-- Begin Stored data --

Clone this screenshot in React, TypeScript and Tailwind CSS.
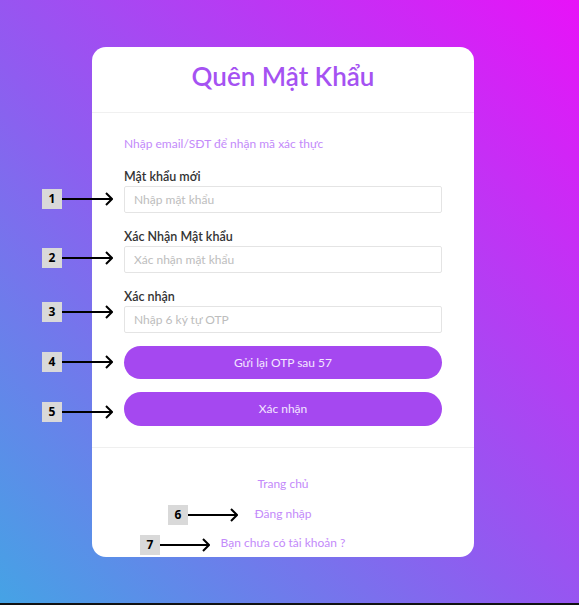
import React from "react";

const font = { fontFamily: 'Lato, "Noto Sans", sans-serif' };

function Marker({ n, x, y, len }: { n: number; x: number; y: number; len: number }) {
  return (
    <div className="absolute flex items-center" style={{ left: x, top: y }}>
      <div className="w-[20px] h-[20px] bg-[#d9d9d9] flex items-center justify-center text-[12px] font-bold text-black leading-none" style={{ fontFamily: '"Noto Sans", sans-serif' }}>
        {n}
      </div>
      <svg width={len} height={14} viewBox={`0 0 ${len} 14`} className="block">
        <line x1={0} y1={7} x2={len - 1} y2={7} stroke="black" strokeWidth={2} />
        <polyline points={`${len - 7},1 ${len - 1},7 ${len - 7},13`} fill="none" stroke="black" strokeWidth={2} />
      </svg>
    </div>
  );
}

function Field({ label, placeholder }: { label: string; placeholder: string }) {
  return (
    <div className="flex flex-col">
      <label className="text-[12.5px] leading-[16px] font-semibold text-[#333] mb-px">{label}</label>
      <input
        className="h-[27px] w-full border border-[#e4e4e4] rounded-[2px] px-[9px] text-[12px] placeholder:text-[#bdbdbd] outline-none bg-white"
        placeholder={placeholder}
        style={font}
      />
    </div>
  );
}

export default function App() {
  return (
    <div className="w-[579px] h-[605px] flex flex-col overflow-hidden relative" style={font}>
      <div className="flex-1 bg-[linear-gradient(to_top_right,#45a3e5_0%,#8f5cf0_45%,#e812f8_100%)] pt-[47px]">
        <div className="ml-[92px] w-[382px] h-[510px] bg-white rounded-[14px] flex flex-col overflow-hidden">
          <div className="h-[66px] flex items-center justify-center border-b border-[#f0f0f0]">
            <h1 className="text-[26px] font-semibold text-[#a552f2] leading-none pb-[8px]">Quên Mật Khẩu</h1>
          </div>
          <div className="px-[32px] pt-[21px] pb-[21px] flex flex-col border-b border-[#efefef]">
            <p className="text-[12px] leading-[20px] text-[#c38afa] mb-[15px]">Nhập email/SĐT để nhận mã xác thực</p>
            <div className="flex flex-col gap-[16px]">
              <Field label="Mật khẩu mới" placeholder="Nhập mật khẩu" />
              <Field label="Xác Nhận Mật khẩu" placeholder="Xác nhận mật khẩu" />
              <Field label="Xác nhận" placeholder="Nhập 6 ký tự OTP" />
            </div>
            <div className="flex flex-col gap-[13px] mt-[13px]">
              <button className="h-[33px] w-full rounded-full bg-[#a548f0] text-[#f3e6ff] text-[12px]" style={font}>
                Gửi lại OTP sau 57
              </button>
              <button className="h-[34px] w-full rounded-full bg-[#a548f0] text-[#f3e6ff] text-[12px]" style={font}>
                Xác nhận
              </button>
            </div>
          </div>
          <div className="flex flex-col items-center pt-[26px] gap-[9.5px] text-[12px] leading-[20px] text-[#c38afa]">
            <a>Trang chủ</a>
            <a>Đăng nhập</a>
            <a>Bạn chưa có tài khoản ?</a>
          </div>
        </div>
      </div>
      <div className="h-[2px] bg-[#111]" />
      <Marker n={1} x={42} y={189} len={51} />
      <Marker n={2} x={42} y={248} len={51} />
      <Marker n={3} x={42} y={302} len={51} />
      <Marker n={4} x={42} y={352} len={51} />
      <Marker n={5} x={42} y={402} len={51} />
      <Marker n={6} x={168} y={505} len={50} />
      <Marker n={7} x={140} y={535} len={50} />
    </div>
  );
}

-- End Stored data --

Using the listing above, return all lines where the word "React" occurs.

Clone this screenshot in React, TypeScript and Tailwind CSS.
import React from "react";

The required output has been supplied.